While working at State Department, Huma Abedin paid by private company to plan gala event featuring Bill Clinton

More details are emerging about Hillary Clinton aide Huma Abedin's separate "arrangement" with Teneo Holdings, where she worked as a consultant at the same time she was employed on a part-time basis with the State Department.

Just nine days after the attack on our embassy in Benghazi, Abedin put together a gala event for Teneo that featured Tony Blair, Bill Clinton, and former President George W. Bush.  The significance of this revelation is that it is the first concrete evidence of the kinds of work Abedin was doing for Teneo as a consultant.  At the same time, she was also a consultant for the Clinton Foundation and was paid more than $125,000 by the U.S. govenrment in her capacity as a "part-time" employee at State.

Washington Times:

It was one of the specific projects she worked on with Teneo during a seven-month period in which she earned a $15,000-a-month consulting fee from the firm while simultaneously receiving pay as a “special government employee” advising Mrs. Clinton at the State Department, according to interviews and documents.

Ms. Abedin, the wife of former Rep.
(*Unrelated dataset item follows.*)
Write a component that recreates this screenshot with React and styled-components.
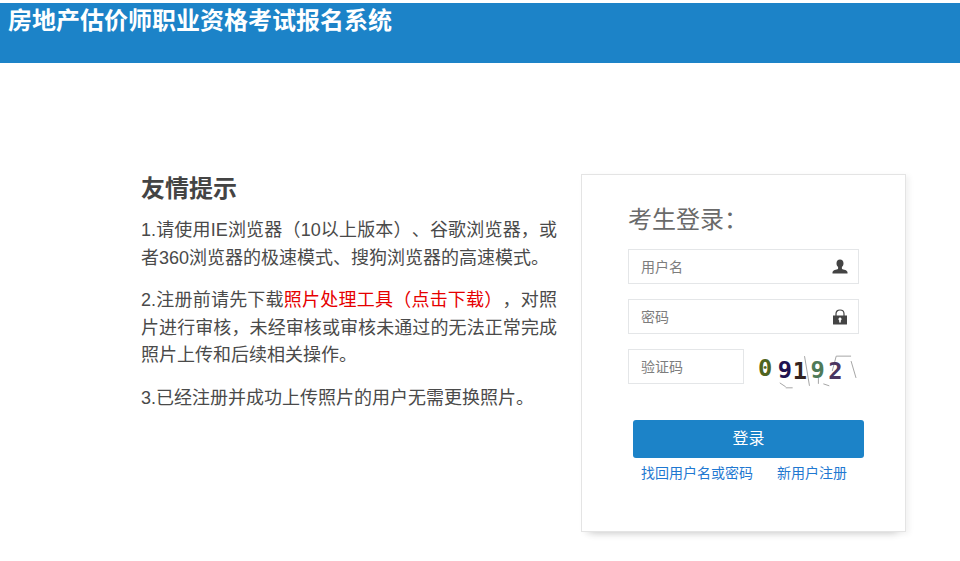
import React from 'react';
import styled, { createGlobalStyle } from 'styled-components';

const GlobalStyle = createGlobalStyle`
    html, body {
        margin: 0;
        padding: 0;
        background: #fff;
        overflow: hidden;
    }
    body {
        font-family: "Liberation Sans", "Noto Sans CJK SC", sans-serif;
        text-spacing-trim: space-all;
    }
`

const Page = styled.div`
    height: 561px;
    padding-top: 3px;
    box-sizing: border-box;
    background: #fff;
`

const Header = styled.header`
    height: 60px;
    background: #1c83c8;
`

const Brand = styled.h1`
    margin: 0;
    padding-left: 8px;
    font-size: 24px;
    line-height: 36px;
    font-weight: 700;
    color: #fff;
`

const Main = styled.main`
    display: flex;
    align-items: flex-start;
    padding: 111px 0 0 141px;
`

const Notice = styled.section`
    width: 416px;
    margin-right: 24px;
    color: #4a4a4a;
`

const NoticeTitle = styled.h2`
    margin: 0 0 14px;
    font-size: 24px;
    line-height: 29px;
    font-weight: 700;
    color: #444;
`

const NoticeText = styled.p`
    margin: 0 0 15px;
    font-size: 18px;
    line-height: 27.5px;
    font-weight: 400;
    text-align: justify;
`

const Red = styled.a`
    color: #e60000;
`

const Card = styled.section`
    width: 325px;
    height: 358px;
    box-sizing: border-box;
    padding: 27px 46px 0 46px;
    background: #fff;
    border: 1px solid #e4e4e4;
    box-shadow: 3px 2px 6px rgba(0, 0, 0, 0.06), 0 10px 8px -9px rgba(0, 0, 0, 0.16);
`

const CardTitle = styled.h3`
    margin: 0 0 11px;
    font-size: 24px;
    line-height: 36px;
    font-weight: 400;
    color: #6a6a6a;
`

const Field = styled.label`
    display: flex;
    align-items: center;
    width: ${p => p.$width || 231}px;
    height: 35px;
    box-sizing: border-box;
    padding: 0 10px 0 12px;
    margin-bottom: 15px;
    border: 1px solid #e4e6e8;
    background: #fff;
`

const Input = styled.input`
    flex: 1;
    min-width: 0;
    border: 0;
    outline: 0;
    padding: 0;
    font-family: inherit;
    font-size: 14px;
    font-weight: 400;
    color: #333;
    &::placeholder {
        color: #7d7d7d;
        opacity: 1;
    }
`

const CaptchaRow = styled.div`
    display: flex;
    align-items: flex-start;
    gap: 12px;
`

const Button = styled.button`
    display: block;
    width: 231px;
    height: 38px;
    margin: 21px 0 0 5px;
    padding: 0 0 4px;
    border: 0;
    border-radius: 3px;
    background: #1c83c8;
    color: #fff;
    font-family: inherit;
    font-size: 16px;
    font-weight: 400;
`

const LinkRow = styled.div`
    display: flex;
    gap: 24px;
    margin: 5px 0 0 13px;
`

const TextLink = styled.a`
    font-size: 14px;
    line-height: 20px;
    font-weight: 400;
    color: #1f78d1;
`

const UserIcon = () => (
    <svg width="16" height="16" viewBox="0 0 16 16">
        <path fill="#444" d="M8 0.5c2.2 0 3.5 1.6 3.5 3.8 0 1.6-.6 3-1.6 3.8v1.3c0 .6 1 1 2.4 1.4 1.5.4 2.7.9 3.2 2.3v1.4H.5v-1.4c.5-1.4 1.7-1.9 3.2-2.3 1.4-.4 2.4-.8 2.4-1.4V8.1c-1-.8-1.6-2.2-1.6-3.8C4.5 2.1 5.8.5 8 .5z" />
    </svg>
)

const LockIcon = () => (
    <svg width="16" height="16" viewBox="0 0 16 16">
        <path fill="none" stroke="#444" strokeWidth="1.2" d="M4 7V4.8C4 2.6 5.7 1 8 1s4 1.6 4 3.8V7" />
        <path fill="#444" fillRule="evenodd" d="M1 6.5h14V15a.5.5 0 0 1-.5.5h-13A.5.5 0 0 1 1 15zM8 8.6a1.5 1.5 0 0 0-.8 2.8V13.5h1.6v-2.1A1.5 1.5 0 0 0 8 8.6z" />
    </svg>
)

const Captcha = () => (
    <svg width="104" height="40" viewBox="0 0 104 40">
        <g stroke="#a5a5a5" strokeWidth="1" fill="none">
            <path d="M81 7h15M81 7l-4 15M96 12l5 17M49 7l5 30M24 34l6 4M30 39h7M68 35l6 2M63 29v6" />
        </g>
        <g fontFamily="'DejaVu Sans Mono', monospace" fontWeight="700" fontSize="24">
            <text x="2" y="27" fill="#4f6420">0</text>
            <text x="22" y="29" fill="#1f1250">9</text>
            <text x="37" y="30" fill="#33231f">1</text>
            <text x="55" y="29" fill="#4f7a58">9</text>
            <text x="73" y="30" fill="#4a3560">2</text>
        </g>
    </svg>
)

const App = () => {
    return (
        <Page>
            <GlobalStyle />
            <Header>
                <Brand>房地产估价师职业资格考试报名系统</Brand>
            </Header>
            <Main>
                <Notice>
                    <NoticeTitle>友情提示</NoticeTitle>
                    <NoticeText>1.请使用IE浏览器（10以上版本）、谷歌浏览器，或者360浏览器的极速模式、搜狗浏览器的高速模式。</NoticeText>
                    <NoticeText>2.注册前请先下载<Red>照片处理工具（点击下载）</Red>，对照片进行审核，未经审核或审核未通过的无法正常完成照片上传和后续相关操作。</NoticeText>
                    <NoticeText>3.已经注册并成功上传照片的用户无需更换照片。</NoticeText>
                </Notice>
                <Card>
                    <CardTitle>考生登录：</CardTitle>
                    <Field>
                        <Input placeholder="用户名" />
                        <UserIcon />
                    </Field>
                    <Field>
                        <Input placeholder="密码" />
                        <LockIcon />
                    </Field>
                    <CaptchaRow>
                        <Field $width={116}>
                            <Input placeholder="验证码" />
                        </Field>
                        <Captcha />
                    </CaptchaRow>
                    <Button>登录</Button>
                    <LinkRow>
                        <TextLink>找回用户名或密码</TextLink>
                        <TextLink>新用户注册</TextLink>
                    </LinkRow>
                </Card>
            </Main>
        </Page>
    );
}

export default App;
Anthony D. Weiner of New York, worked as a full-time government employee and deputy chief of staff to Secretary of State Clinton from 2009 through mid-2012. She then moved to New York and transitioned to a part-time employee at State after giving birth to her first child and seeing her husband resign his congressional seat because of a sexting scandal.

The special government employee status at the State Department allowed Ms. Abedin to simultaneously take on other consulting work, as with Teneo and the Clinton Foundation, where she assessed the charity’s ongoing programs to pave the way for Mrs. Clinton’s return there after she left the State Department in early 2013.

In all, Ms. Abedin was paid about $105,000 over seven months to advise Teneo in New York from summer 2012 to early 2013, according to a person familiar with the arrangement. During the same time, she collected $126,239.80 in pay as a special government employee at the State Department, according to internal department records identifying her pay and leave that were obtained by The Times.

The specific nature of Ms. Abedin’s duties at Teneo has been shrouded in mystery and has become the subject of State Department and congressional inquiries looking into whether the work arrangements were proper or created any conflicts of interest.

I daresay there were few, if any, top-level government employees who were pulling down six figures as a consultant for a private company with very close ties to a foundation run by the family of a secretary of state, while double-dipping salary from a government job.  The entire arrangment reeks of cronyism and favoritism, as well as special treatment not afforded other government workers.

Clinton denied signing off on the special arrangement – until a document emerged showing she did.  Of course, the attorney general has very little interest in determining whether any laws were broken and probably won't prosecute even if there are.  Congress is trying to sort it all out, but the arrangement is so tangled that they will be months unraveling it.